Unlike many artists who follow an established series of steps in their creative processes, Stevens is comfortable breaking out of the formulaic and working intuitively. In a recent work titled DANCING IN PARADOX, the artist began without a sketch or any preconceived plan. He used oils to express his artistic vision, then later decided to collage burlap into one area, add cold wax, and incorporate gold leaf into some carefully selected spots. “Painting is a dance between the known and the unknown,” he says. “We need novelty, surprise, and spontaneity.”

Rick Stevens - Weaving a Dissolving Pattern
Rick Stevens, “Weaving a Dissolving Pattern,” Oil on Panel, 24 x 24 in

Category-Defying Art

And so Stevens explores light, texture, color, and space while welcoming painterly accidents. This freewheeling approach allows him to slip seamlessly back and forth over the line that separates abstraction and realism. But whether viewers classify a Stevens painting as abstract or representational, the first thing they should know about the artist is that his muse and constant companion is nature. Even the pieces that don’t start with a specific subject in mind usually evolve into suggestions of the landscape.

Nancy Hunter, who represented Stevens at Hunter Kirkland Contemporary in Santa Fe until she sold the gallery recently, says his paintings defy easy categorization. “Rick creates paintings that are more abstract than traditional landscapes, but more representational than typical abstracts,” Hunter says. “Equally skilled in both his mediums, oils and pastels, Rick uses them to produce luminous, richly colored expanses of the natural world. You can look at and study his paintings for years and still find new ways of seeing them. Somehow they manage to be stimulating and calming at the same time.”
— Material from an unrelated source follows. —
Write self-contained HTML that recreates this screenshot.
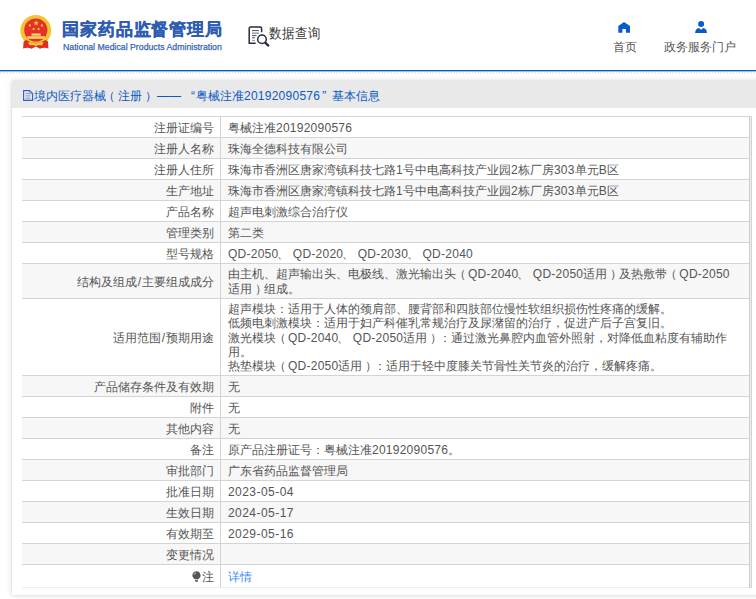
<!DOCTYPE html>
<html><head><meta charset="utf-8">
<style>
*{margin:0;padding:0;box-sizing:border-box}
html,body{width:756px;height:599px;overflow:hidden;background:#fff;font-family:"Liberation Sans",sans-serif;color:#555}
.abs{position:absolute}
#hdr{position:absolute;left:0;top:0;width:756px;height:70px;background:#fff}
#bl{position:absolute;left:0;top:70px;width:756px;height:1px;background:#0a5bbf}
#bl2{position:absolute;left:0;top:71px;width:756px;height:1px;background:#9dbde6}
#dash{position:absolute;left:0;top:71px;width:756px;height:3px}
.t1{position:absolute;left:62px;top:17px;font-size:17.3px;letter-spacing:0.9px;font-weight:bold;color:#2d5cb2;white-space:nowrap;-webkit-text-stroke:0.25px #2d5cb2}
.t2{position:absolute;left:62.8px;top:40.5px;font-size:9.9px;color:#3262b5;white-space:nowrap;transform:scaleX(0.885);transform-origin:0 0;-webkit-text-stroke:0.25px #3262b5}
.sq{position:absolute;left:269px;top:25px;font-size:12.8px;color:#383838;white-space:nowrap;transform:scaleY(1.12);transform-origin:0 0}
.nav{position:absolute;top:39px;font-size:12px;color:#555;white-space:nowrap}
#box{position:absolute;left:12px;top:81px;width:760px;height:514px;background:#fff;box-shadow:0 0 6px rgba(0,0,0,0.16),0 0 1px rgba(0,0,0,0.15)}
#tbar{position:absolute;left:12px;top:81px;width:744px;height:27px;background:#e9e9e9}
.ttl{position:absolute;left:34px;top:88px;font-size:12px;color:#0b5ac4;white-space:nowrap}
#rb1{position:absolute;left:749px;top:116px;width:1px;height:472px;background:#d0d0d0}
#rbm{position:absolute;left:750px;top:116px;width:1px;height:472px;background:#e8eaf2}
#rb2{position:absolute;left:751px;top:116px;width:1px;height:472px;background:#d4d4d4}
a{color:#4287f0;text-decoration:none}
.r{position:absolute;left:22px;width:727px;border-top:1px solid #d4d4d4;font-size:12px;color:#555}
.l{position:absolute;left:0;top:0;bottom:0;width:199px;border-right:1px solid #d4d4d4;display:flex;align-items:center;justify-content:flex-end;padding-right:6px;line-height:14.33px;white-space:nowrap}
.v{position:absolute;left:199px;top:0;bottom:0;right:0;display:flex;align-items:center;padding-left:7px;line-height:14.33px;white-space:nowrap}
.n{letter-spacing:0.25px}
.m{letter-spacing:0.45px}
.sl{margin:0 1px}
.po{position:relative;left:-2.5px}
.pc{position:relative;left:2.5px}
.d{margin-right:2.4px;position:relative;left:-1.5px}
.v>div,.l>div{position:relative;top:0.7px}

</style></head><body>
<div id="hdr"></div>
<svg class="abs" style="left:18px;top:13px" width="36" height="38" viewBox="0 0 36 38">
 <circle cx="17.8" cy="17.4" r="15.4" fill="#f3c332"/>
 <circle cx="17.8" cy="17" r="11.6" fill="#e6312b"/>
 <path d="M8 27 Q17.8 33 27.6 27 L30 28.5 L30.5 35.5 Q26 34 22 35.8 L17.8 33.5 L13.6 35.8 Q9.6 34 5.1 35.5 L5.6 28.5Z" fill="#e22d26"/>
 <path d="M10 29.5 Q13.5 28 17.8 30.5 Q22 28 25.6 29.5 L24 32.5 Q21 31.5 17.8 33 Q14.6 31.5 11.6 32.5Z" fill="#f4c93a"/>
 <polygon points="18.10,7.20 18.81,9.13 20.86,9.20 19.24,10.47 19.80,12.45 18.10,11.30 16.40,12.45 16.96,10.47 15.34,9.20 17.39,9.13" fill="#f7d33a"/>
 <circle cx="11.8" cy="12.4" r="1.1" fill="#f7d33a"/><circle cx="23.9" cy="12.4" r="1.1" fill="#f7d33a"/>
 <circle cx="15.6" cy="16" r="1.1" fill="#f7d33a"/><circle cx="20.6" cy="16" r="1.1" fill="#f7d33a"/>
 <rect x="13.5" y="20.5" width="9.2" height="2.2" fill="#f7d87a"/>
 <rect x="9.3" y="23.2" width="17.5" height="2.6" fill="#f7d560"/>
</svg>
<div class="t1">国家药品监督管理局</div>
<div class="t2">National Medical Products Administration</div>
<svg class="abs" style="left:244px;top:22.5px" width="30" height="26" viewBox="0 0 30 26">
 <path d="M11.7 20.3 H5.2 V5.5 Q5.2 4.1 6.6 4.1 H16.2 Q17.6 4.1 17.6 5.5 V9.3" fill="none" stroke="#2b2b3b" stroke-width="1.5"/>
 <path d="M8 7.6 H15 M8 12.6 H12.5 M8 14.8 H11" stroke="#3a3a48" stroke-width="0.9"/>
 <path d="M8 10.2 H15" stroke="#9a9aa2" stroke-width="1.5"/>
 <path d="M8 17.4 H11" stroke="#8a8a92" stroke-width="0.9"/>
 <circle cx="18" cy="16.3" r="4.3" fill="#fff" stroke="#2b2b3b" stroke-width="1.5"/>
 <path d="M21.2 19.6 L24.3 22.6" stroke="#2b2b3b" stroke-width="2.2" stroke-linecap="round"/>
</svg>
<div class="sq">数据查询</div>
<svg class="abs" style="left:618px;top:22px" width="13" height="11" viewBox="0 0 13 11">
 <path d="M0.3 4 L6 0 L12 4 V10.7 H7.9 V7 H4.4 V10.7 H0.3Z" fill="#0a5bc4"/>
</svg>
<div class="nav" style="left:613px">首页</div>
<svg class="abs" style="left:695px;top:21px" width="12" height="12" viewBox="0 0 12 12">
 <circle cx="6.1" cy="3.1" r="3" fill="#0a5bc4"/>
 <path d="M0.1 12 Q0.4 7.4 4 6.9 L6.1 8.7 L8.2 6.9 Q11.7 7.4 12 12Z" fill="#0a5bc4"/>
</svg>
<div class="nav" style="left:664px">政务服务门户</div>
<div id="bl"></div><div id="bl2"></div><svg id="dash" width="756" height="3"><defs><pattern id="pd" width="3" height="3" patternUnits="userSpaceOnUse"><path d="M0.3 2.7 L2.2 0.8" stroke="#d6d6d6" stroke-width="0.9"/></pattern></defs><rect width="756" height="3" fill="url(#pd)"/></svg>

<div id="box"></div>
<div id="tbar"></div>
<svg class="abs" style="left:23px;top:90px" width="11" height="12" viewBox="0 0 11 12">
 <path d="M0.6 0.6 H6.6 L9.6 3.6 V10.4 H0.6Z" fill="none" stroke="#2a62c4" stroke-width="1.1"/>
 <path d="M6.4 0.8 V3.8 H9.4" fill="none" stroke="#6a90d8" stroke-width="0.8"/>
 <path d="M2.6 3.6 H6 M2.6 5.9 H7.6 M2.6 8.2 H7.6" stroke="#5a84d0" stroke-width="0.8"/>
</svg>
<div class="ttl">境内医疗器械<span style="position:relative;left:-3px">（</span>注册<span style="position:relative;left:3px">）</span><span style="margin-left:3px">——</span><span style="margin-left:10px">“</span><span style="margin-left:1px">粤械注准</span><span class="n">20192090576</span><span style="margin-left:2px">”</span><span style="margin-left:6px">基本信息</span></div>

<div class="r" style="top:116px;height:21px;background:#fff"><div class="l"><div>注册证编号</div></div><div class="v"><div>粤械注准<span class="n">20192090576</span></div></div></div>
<div class="r" style="top:137px;height:21px;background:#f7f7f7"><div class="l"><div>注册人名称</div></div><div class="v"><div>珠海全德科技有限公司</div></div></div>
<div class="r" style="top:158px;height:21px;background:#fff"><div class="l"><div>注册人住所</div></div><div class="v"><div>珠海市香洲区唐家湾镇科技七路<span class="n">1</span>号中电高科技产业园<span class="n">2</span>栋厂房<span class="n">303</span>单元<span class="n">B</span>区</div></div></div>
<div class="r" style="top:179px;height:21px;background:#f7f7f7"><div class="l"><div>生产地址</div></div><div class="v"><div>珠海市香洲区唐家湾镇科技七路<span class="n">1</span>号中电高科技产业园<span class="n">2</span>栋厂房<span class="n">303</span>单元<span class="n">B</span>区</div></div></div>
<div class="r" style="top:200px;height:21px;background:#fff"><div class="l"><div>产品名称</div></div><div class="v"><div>超声电刺激综合治疗仪</div></div></div>
<div class="r" style="top:221px;height:21px;background:#f7f7f7"><div class="l"><div>管理类别</div></div><div class="v"><div>第二类</div></div></div>
<div class="r" style="top:242px;height:21px;background:#fff"><div class="l"><div>型号规格</div></div><div class="v"><div><span class="n">QD-2050</span><span class="d">、</span><span class="n">QD-2020</span><span class="d">、</span><span class="n">QD-2030</span><span class="d">、</span><span class="n">QD-2040</span></div></div></div>
<div class="r" style="top:263px;height:35px;background:#f7f7f7"><div class="l"><div>结构及组成<span class="sl">/</span>主要组成成分</div></div><div class="v"><div>由主机、超声输出头、电极线、激光输出头<span class="po">（</span><span class="n">QD-2040</span><span class="d">、</span><span class="n">QD-2050</span>适用<span class="pc">）</span>及热敷带<span class="po">（</span><span class="n">QD-2050</span><br>适用<span class="pc">）</span>组成。</div></div></div>
<div class="r" style="top:298px;height:77px;background:#fff"><div class="l"><div>适用范围<span class="sl">/</span>预期用途</div></div><div class="v"><div>超声模块：适用于人体的颈肩部、腰背部和四肢部位慢性软组织损伤性疼痛的缓解。<br>低频电刺激模块：适用于妇产科催乳常规治疗及尿潴留的治疗，促进产后子宫复旧。<br>激光模块<span class="po">（</span><span class="n">QD-2040</span><span class="d">、</span><span class="n">QD-2050</span>适用<span class="pc">）</span>：通过激光鼻腔内血管外照射，对降低血粘度有辅助作<br>用。<br>热垫模块<span class="po">（</span><span class="n">QD-2050</span>适用<span class="pc">）</span>：适用于轻中度膝关节骨性关节炎的治疗，缓解疼痛。</div></div></div>
<div class="r" style="top:375px;height:21px;background:#f7f7f7"><div class="l"><div>产品储存条件及有效期</div></div><div class="v"><div>无</div></div></div>
<div class="r" style="top:396px;height:21px;background:#fff"><div class="l"><div>附件</div></div><div class="v"><div>无</div></div></div>
<div class="r" style="top:417px;height:21px;background:#f7f7f7"><div class="l"><div>其他内容</div></div><div class="v"><div>无</div></div></div>
<div class="r" style="top:438px;height:21px;background:#fff"><div class="l"><div>备注</div></div><div class="v"><div>原产品注册证号：粤械注准<span class="n">20192090576</span>。</div></div></div>
<div class="r" style="top:459px;height:21px;background:#f7f7f7"><div class="l"><div>审批部门</div></div><div class="v"><div>广东省药品监督管理局</div></div></div>
<div class="r" style="top:480px;height:21px;background:#fff"><div class="l"><div>批准日期</div></div><div class="v"><div><span class="m">2023-05-04</span></div></div></div>
<div class="r" style="top:501px;height:21px;background:#f7f7f7"><div class="l"><div>生效日期</div></div><div class="v"><div><span class="m">2024-05-17</span></div></div></div>
<div class="r" style="top:522px;height:21px;background:#fff"><div class="l"><div>有效期至</div></div><div class="v"><div><span class="m">2029-05-16</span></div></div></div>
<div class="r" style="top:543px;height:21px;background:#f7f7f7"><div class="l"><div>变更情况</div></div><div class="v"><div></div></div></div>
<div class="r" style="top:564px;height:23px;background:#fff"><div class="l"><div><svg width="9" height="11" viewBox="0 0 9 11" style="vertical-align:-1px;margin-right:1px"><path d="M4.5 0.3 C7 0.3 8.6 2.2 8.6 4.4 C8.6 6.3 7.2 7.2 6.2 8.3 L2.8 8.3 C1.8 7.2 0.4 6.3 0.4 4.4 C0.4 2.2 2 0.3 4.5 0.3Z" fill="#555"/><path d="M3 9.4 H6 M3.3 10.5 H5.7" stroke="#555" stroke-width="0.9"/><path d="M2.2 3.6 Q2.6 1.9 4.2 1.6" stroke="#ddd" stroke-width="0.9" fill="none"/></svg>注</div></div><div class="v"><div><a>详情</a></div></div></div>
<div id="bb" style="position:absolute;left:22px;top:587px;width:727px;height:1px;background:#eceef5"></div><div id="rb1"></div><div id="rbm"></div><div id="rb2"></div>
</body></html>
Rick Stevens - Golden Canopy
Rick Stevens, “Golden Canopy,” Oil on Linen, 14 x 18 in

Early Days

WHILE ASPEN trees in northern New Mexico inspire him these days, as a boy Stevens was attuned to the pine trees in his native Michigan. Growing up in the small town of Sparta, he has fond memories of accompanying his father, a landscape painter, on camping and canoeing trips in the northern Michigan woods. “I remember contentedly sitting for hours behind him, watching the paintings develop,” he recalls. As a child he enjoyed drawing the animals and trees he observed in nearby forests. As he grew older, Stevens often painted alongside his father.

When it came time for college, it seemed natural for him to study art, and he eventually graduated with a fine-arts degree from Aquinas College in Grand Rapids, MI. By that time, Stevens already had local gallery representation and was earning a small income from his paintings. Then in 1984, a few years after graduation, Stevens took an unusual step in his blossoming art career: He “dropped out” for a year, retreating to a cabin in the Michigan woods to practice the spiritual teachings of Swami Amar Jyoti. Jyoti was from India, but he also had an ashram close to Stevens’ home in Michigan.

Rick Stevens - Continuous Entanglement
Rick Stevens, “Continuous Entanglement,” Oil on Panel, 24×24 in

A Year Alone

Stevens was 24 years old at the time. He had no phone, television, or even a small radio in the cabin; his days consisted of painting, yoga, and meditation. “My subject matter was the forest around me and the dappled play of light,” he says. “It was very expansive … until it wasn’t. The experience was formative, but I needed to get back into the world.” The 12-month sojourn cemented his future course as a full-time artist. “It could have led to renunciation, as in becoming a monk, but I was afraid I would have to give up my art,” Stevens says.